You cannot escape that you will have to compete, so it makes sense to set yourself up to win by competing where you know you are strong or seeing where you are weak and strategizing to make that part more powerful.
For example, if you have a high degree of “woo,” which means you’re motivated by meeting new people and forming strong connections with them, you will succeed by building your relationships and winning people over. Focus your efforts there. Maybe you’re more of a one-on-one type of person with woo who isn’t going to command a roomful of people, and the thought of that just makes you want to throw up. It would make career sense for you to team up with someone who has a strong sense of command to manage that part of the process. This could be an effective strategy in a competitive business environment in which you don’t have your own competitive strength turned up to excel.
Once you have become very familiar with your best quality, you need to relentlessly own it. Mediocre success isn’t going to do it for us. In order to stay not just relevant but unprecedented, you must always be evolving into new, uncharted territory. Find the treasure first. Look in places that have not been touched and be unreasonable in your desire.
And for crying out loud, enjoy it. Competition is a great thing. It implies value. If there isn’t anyone interested in competing in a certain area, it’s most likely because the perceived value isn’t evident.
And every single potential or realized competitor, demanding customer holding unreasonably high standards, press reviewer, and genre aficionado out there only augments the challenge and unreasonably high standards to which we hold ourselves.
And that’s the ultimate competition for us.

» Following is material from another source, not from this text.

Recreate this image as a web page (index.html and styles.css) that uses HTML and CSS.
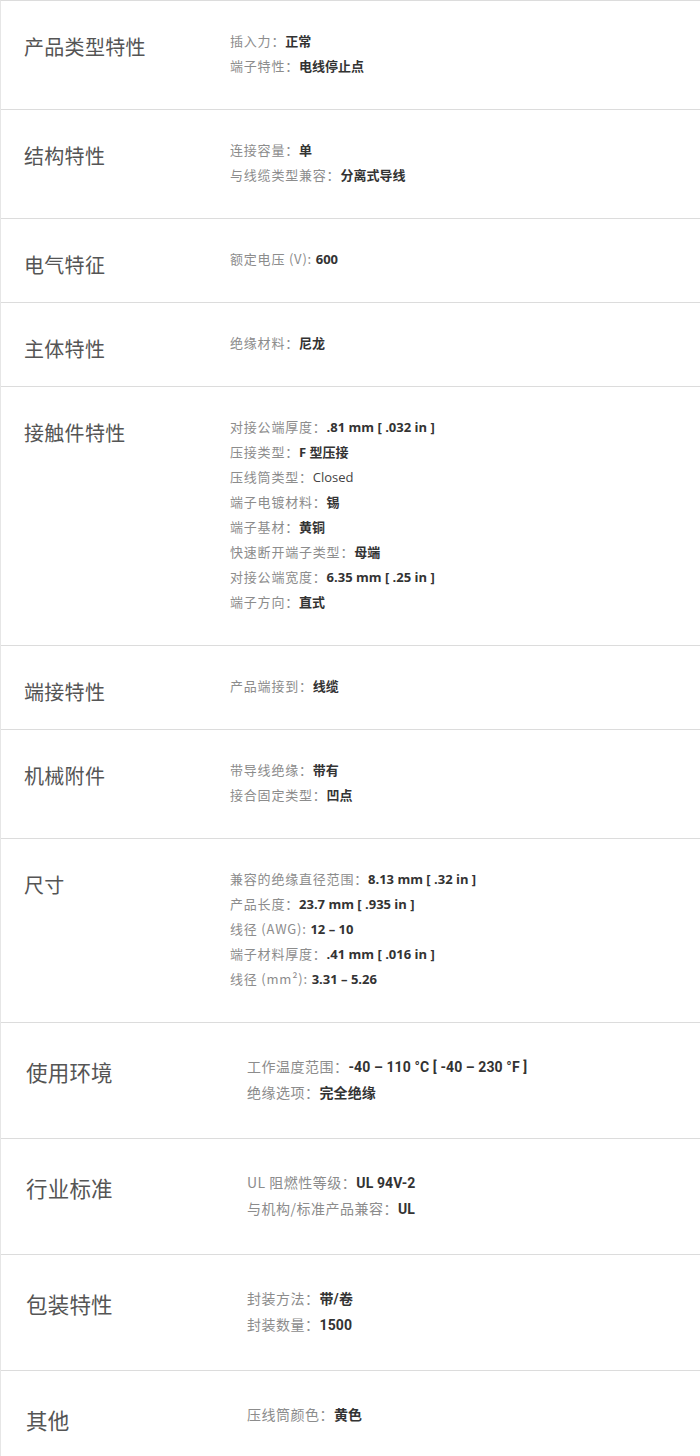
FILE: index.html
```html
<!DOCTYPE html>
<html lang="zh-CN">
<head>
<meta charset="utf-8">
<title>产品特性</title>
<link rel="stylesheet" href="styles.css">
</head>
<body>
<div class="spec-table">
  <div class="spec-row">
    <div class="spec-label">产品类型特性</div>
    <ul class="spec-values">
      <li><span class="k">插入力：</span><span class="v">正常</span></li>
      <li><span class="k">端子特性：</span><span class="v">电线停止点</span></li>
    </ul>
  </div>
  <div class="spec-row">
    <div class="spec-label">结构特性</div>
    <ul class="spec-values">
      <li><span class="k">连接容量：</span><span class="v">单</span></li>
      <li><span class="k">与线缆类型兼容：</span><span class="v">分离式导线</span></li>
    </ul>
  </div>
  <div class="spec-row">
    <div class="spec-label">电气特征</div>
    <ul class="spec-values">
      <li><span class="k">额定电压 (V):</span> <span class="v">600</span></li>
    </ul>
  </div>
  <div class="spec-row">
    <div class="spec-label">主体特性</div>
    <ul class="spec-values">
      <li><span class="k">绝缘材料：</span><span class="v">尼龙</span></li>
    </ul>
  </div>
  <div class="spec-row">
    <div class="spec-label">接触件特性</div>
    <ul class="spec-values">
      <li><span class="k">对接公端厚度：</span><span class="v">.81 mm [ .032 in ]</span></li>
      <li><span class="k">压接类型：</span><span class="v">F 型压接</span></li>
      <li><span class="k">压线筒类型：</span><span class="v plain">Closed</span></li>
      <li><span class="k">端子电镀材料：</span><span class="v">锡</span></li>
      <li><span class="k">端子基材：</span><span class="v">黄铜</span></li>
      <li><span class="k">快速断开端子类型：</span><span class="v">母端</span></li>
      <li><span class="k">对接公端宽度：</span><span class="v">6.35 mm [ .25 in ]</span></li>
      <li><span class="k">端子方向：</span><span class="v">直式</span></li>
    </ul>
  </div>
  <div class="spec-row">
    <div class="spec-label">端接特性</div>
    <ul class="spec-values">
      <li><span class="k">产品端接到：</span><span class="v">线缆</span></li>
    </ul>
  </div>
  <div class="spec-row">
    <div class="spec-label">机械附件</div>
    <ul class="spec-values">
      <li><span class="k">带导线绝缘：</span><span class="v">带有</span></li>
      <li><span class="k">接合固定类型：</span><span class="v">凹点</span></li>
    </ul>
  </div>
  <div class="spec-row">
    <div class="spec-label">尺寸</div>
    <ul class="spec-values">
      <li><span class="k">兼容的绝缘直径范围：</span><span class="v">8.13 mm [ .32 in ]</span></li>
      <li><span class="k">产品长度：</span><span class="v">23.7 mm [ .935 in ]</span></li>
      <li><span class="k">线径 (AWG):</span> <span class="v">12 – 10</span></li>
      <li><span class="k">端子材料厚度：</span><span class="v">.41 mm [ .016 in ]</span></li>
      <li><span class="k">线径 (mm²):</span> <span class="v">3.31 – 5.26</span></li>
    </ul>
  </div>
  <div class="spec-row spec-row--large">
    <div class="spec-label">使用环境</div>
    <ul class="spec-values">
      <li><span class="k">工作温度范围：</span><span class="v">-40 – 110 °C [ -40 – 230 °F ]</span></li>
      <li><span class="k">绝缘选项：</span><span class="v">完全绝缘</span></li>
    </ul>
  </div>
  <div class="spec-row spec-row--large">
    <div class="spec-label">行业标准</div>
    <ul class="spec-values">
      <li><span class="k">UL 阻燃性等级：</span><span class="v">UL 94V-2</span></li>
      <li><span class="k">与机构/标准产品兼容：</span><span class="v">UL</span></li>
    </ul>
  </div>
  <div class="spec-row spec-row--large">
    <div class="spec-label">包装特性</div>
    <ul class="spec-values">
      <li><span class="k">封装方法：</span><span class="v">带/卷</span></li>
      <li><span class="k">封装数量：</span><span class="v">1500</span></li>
    </ul>
  </div>
  <div class="spec-row spec-row--large">
    <div class="spec-label">其他</div>
    <ul class="spec-values">
      <li><span class="k">压线筒颜色：</span><span class="v">黄色</span></li>
    </ul>
  </div>
</div>
</body>
</html>
```

FILE: styles.css
```css
html, body {
  margin: 0;
  padding: 0;
  background: #ffffff;
}

body {
  font-family: "Noto Sans CJK SC", "Noto Sans", sans-serif;
  color: #333333;
}

.spec-table {
  border-top: 1px solid #dcdcdc;
  border-left: 1px solid #e6e6e6;
}

.spec-row {
  display: grid;
  grid-template-columns: 206px 1fr;
  align-items: start;
  padding: 27px 0 31px 23px;
  border-bottom: 1px solid #dcdcdc;
}

.spec-label {
  height: 25px;
  margin-top: 6px;
  margin-bottom: -6px;
  font-size: 20px;
  line-height: 25px;
  color: #555555;
  letter-spacing: 0.3px;
  white-space: nowrap;
}

.spec-values {
  list-style: none;
  margin: 0;
  padding: 0;
}

.spec-values li {
  height: 25px;
  font-size: 13px;
  line-height: 25px;
  letter-spacing: 0.8px;
  white-space: nowrap;
}

.k {
  color: #8c8c8c;
}

.v {
  color: #333333;
  font-weight: 700;
  font-family: "Open Sans", "Noto Sans CJK SC", sans-serif;
  letter-spacing: 0;
}

.v.plain {
  font-weight: 400;
  color: #444444;
}

.spec-row--large {
  grid-template-columns: 221px 1fr;
  padding: 30px 0 33px 25px;
}

.spec-row--large .spec-label {
  height: 26px;
  font-size: 21.5px;
  line-height: 26px;
  letter-spacing: 0.2px;
}

.spec-row--large .spec-values li {
  height: 26px;
  font-size: 14px;
  line-height: 26px;
  letter-spacing: 0.5px;
}

.spec-row--large .v {
  font-family: "Roboto", "Noto Sans CJK SC", sans-serif;
  letter-spacing: 0.1px;
}
```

After all that, it really boils down to outdoing what we think has been our best work. Because, again, we’re back to it being about extraordinary, and to me that means not stopping when you win the day. Winning the day is just the start to the real target, which is not only to lead your competitors, but to lead your own very best . . . and then top that.
And when that is your sincere intention, leading your competitors will be a side effect.